• _Work to be completed_
Quote the data below in full, minus the images.
* Start *
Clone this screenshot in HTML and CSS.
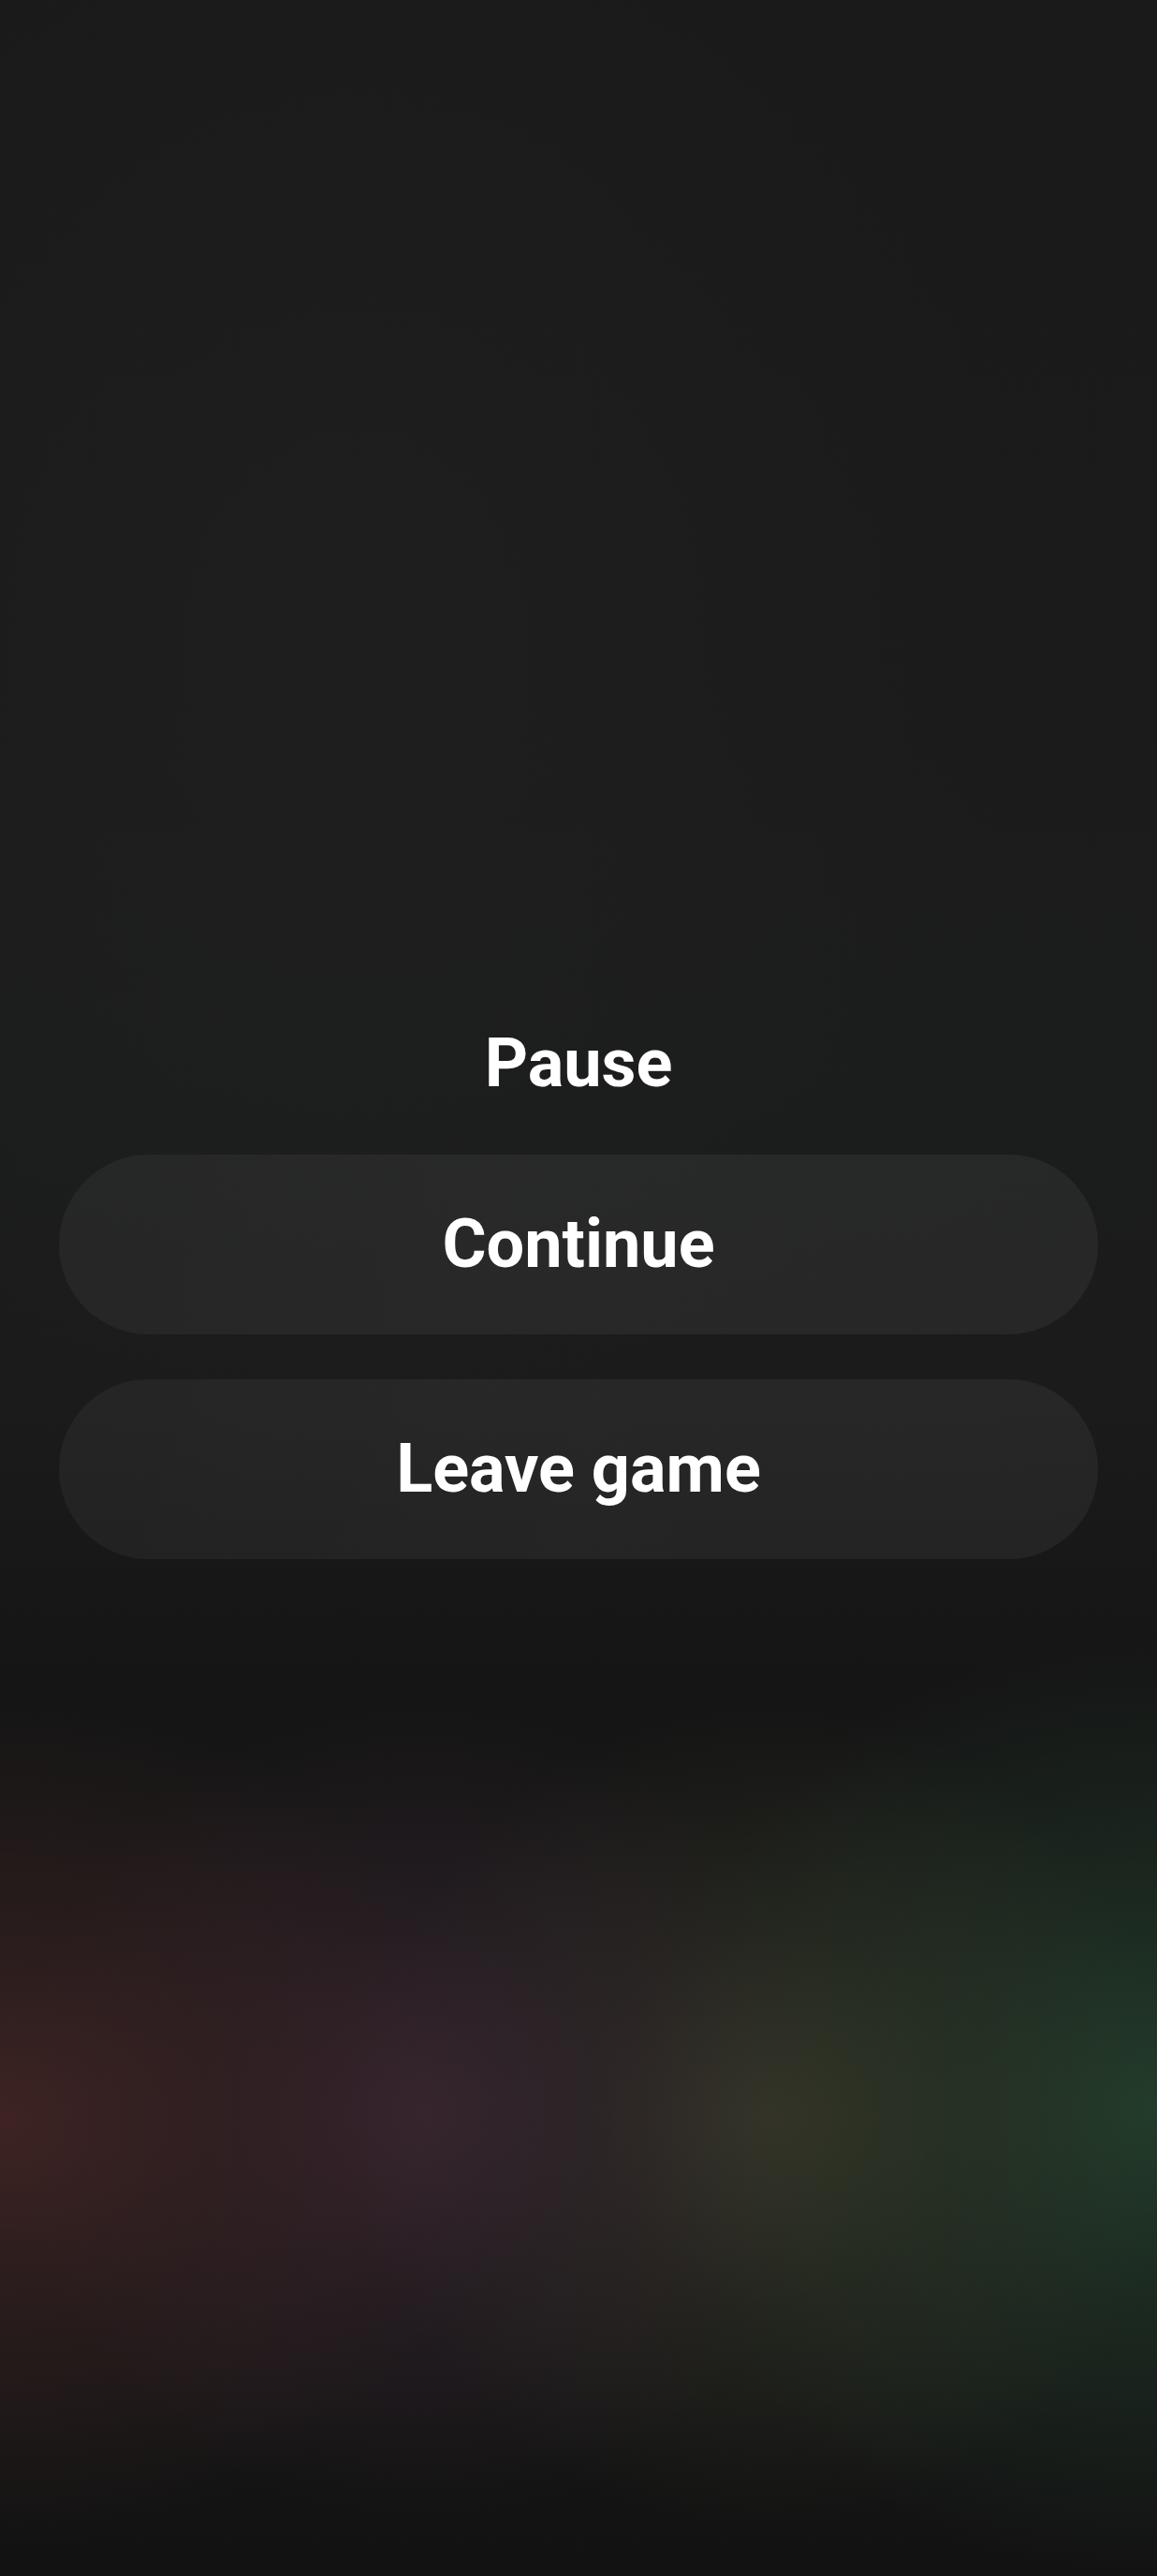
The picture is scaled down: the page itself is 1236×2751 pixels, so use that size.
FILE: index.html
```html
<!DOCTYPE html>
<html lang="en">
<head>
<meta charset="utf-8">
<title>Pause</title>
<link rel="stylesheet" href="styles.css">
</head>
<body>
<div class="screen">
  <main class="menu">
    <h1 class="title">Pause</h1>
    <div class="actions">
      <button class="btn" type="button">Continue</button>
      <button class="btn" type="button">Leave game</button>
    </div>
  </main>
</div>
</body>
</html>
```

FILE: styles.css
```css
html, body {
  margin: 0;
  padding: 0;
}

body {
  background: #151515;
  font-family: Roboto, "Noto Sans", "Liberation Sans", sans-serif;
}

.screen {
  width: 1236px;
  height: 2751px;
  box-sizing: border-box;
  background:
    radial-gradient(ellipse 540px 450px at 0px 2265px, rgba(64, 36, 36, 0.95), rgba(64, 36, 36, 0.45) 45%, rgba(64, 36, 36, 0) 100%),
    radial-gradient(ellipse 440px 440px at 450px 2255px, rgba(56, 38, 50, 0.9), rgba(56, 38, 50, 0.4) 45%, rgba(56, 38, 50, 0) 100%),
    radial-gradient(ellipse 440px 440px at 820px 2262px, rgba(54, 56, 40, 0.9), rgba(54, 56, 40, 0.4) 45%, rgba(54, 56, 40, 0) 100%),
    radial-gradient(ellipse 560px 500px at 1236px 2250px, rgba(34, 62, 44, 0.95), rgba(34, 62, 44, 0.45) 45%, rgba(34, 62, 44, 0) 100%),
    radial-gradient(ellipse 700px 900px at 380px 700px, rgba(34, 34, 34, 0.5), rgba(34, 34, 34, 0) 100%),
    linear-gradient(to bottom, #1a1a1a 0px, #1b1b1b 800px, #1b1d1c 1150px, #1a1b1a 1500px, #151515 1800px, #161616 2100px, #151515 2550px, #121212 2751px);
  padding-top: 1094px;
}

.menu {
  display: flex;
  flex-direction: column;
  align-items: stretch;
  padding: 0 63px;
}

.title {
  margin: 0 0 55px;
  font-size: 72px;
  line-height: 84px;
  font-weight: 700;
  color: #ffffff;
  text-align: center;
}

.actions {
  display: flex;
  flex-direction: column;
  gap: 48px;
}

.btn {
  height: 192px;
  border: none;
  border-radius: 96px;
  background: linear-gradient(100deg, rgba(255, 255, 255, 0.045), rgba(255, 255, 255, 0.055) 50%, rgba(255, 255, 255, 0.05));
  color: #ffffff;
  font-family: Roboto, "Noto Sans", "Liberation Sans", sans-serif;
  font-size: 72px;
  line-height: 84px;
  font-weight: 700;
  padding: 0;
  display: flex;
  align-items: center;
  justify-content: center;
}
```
* End *
• _Finished answer_
Clone this screenshot in HTML and CSS.
The picture is scaled down: the page itself is 1236×2751 pixels, so use that size.
FILE: index.html
```html
<!DOCTYPE html>
<html lang="en">
<head>
<meta charset="utf-8">
<title>Pause</title>
<link rel="stylesheet" href="styles.css">
</head>
<body>
<div class="screen">
  <main class="menu">
    <h1 class="title">Pause</h1>
    <div class="actions">
      <button class="btn" type="button">Continue</button>
      <button class="btn" type="button">Leave game</button>
    </div>
  </main>
</div>
</body>
</html>
```

FILE: styles.css
```css
html, body {
  margin: 0;
  padding: 0;
}

body {
  background: #151515;
  font-family: Roboto, "Noto Sans", "Liberation Sans", sans-serif;
}

.screen {
  width: 1236px;
  height: 2751px;
  box-sizing: border-box;
  background:
    radial-gradient(ellipse 540px 450px at 0px 2265px, rgba(64, 36, 36, 0.95), rgba(64, 36, 36, 0.45) 45%, rgba(64, 36, 36, 0) 100%),
    radial-gradient(ellipse 440px 440px at 450px 2255px, rgba(56, 38, 50, 0.9), rgba(56, 38, 50, 0.4) 45%, rgba(56, 38, 50, 0) 100%),
    radial-gradient(ellipse 440px 440px at 820px 2262px, rgba(54, 56, 40, 0.9), rgba(54, 56, 40, 0.4) 45%, rgba(54, 56, 40, 0) 100%),
    radial-gradient(ellipse 560px 500px at 1236px 2250px, rgba(34, 62, 44, 0.95), rgba(34, 62, 44, 0.45) 45%, rgba(34, 62, 44, 0) 100%),
    radial-gradient(ellipse 700px 900px at 380px 700px, rgba(34, 34, 34, 0.5), rgba(34, 34, 34, 0) 100%),
    linear-gradient(to bottom, #1a1a1a 0px, #1b1b1b 800px, #1b1d1c 1150px, #1a1b1a 1500px, #151515 1800px, #161616 2100px, #151515 2550px, #121212 2751px);
  padding-top: 1094px;
}

.menu {
  display: flex;
  flex-direction: column;
  align-items: stretch;
  padding: 0 63px;
}

.title {
  margin: 0 0 55px;
  font-size: 72px;
  line-height: 84px;
  font-weight: 700;
  color: #ffffff;
  text-align: center;
}

.actions {
  display: flex;
  flex-direction: column;
  gap: 48px;
}

.btn {
  height: 192px;
  border: none;
  border-radius: 96px;
  background: linear-gradient(100deg, rgba(255, 255, 255, 0.045), rgba(255, 255, 255, 0.055) 50%, rgba(255, 255, 255, 0.05));
  color: #ffffff;
  font-family: Roboto, "Noto Sans", "Liberation Sans", sans-serif;
  font-size: 72px;
  line-height: 84px;
  font-weight: 700;
  padding: 0;
  display: flex;
  align-items: center;
  justify-content: center;
}
```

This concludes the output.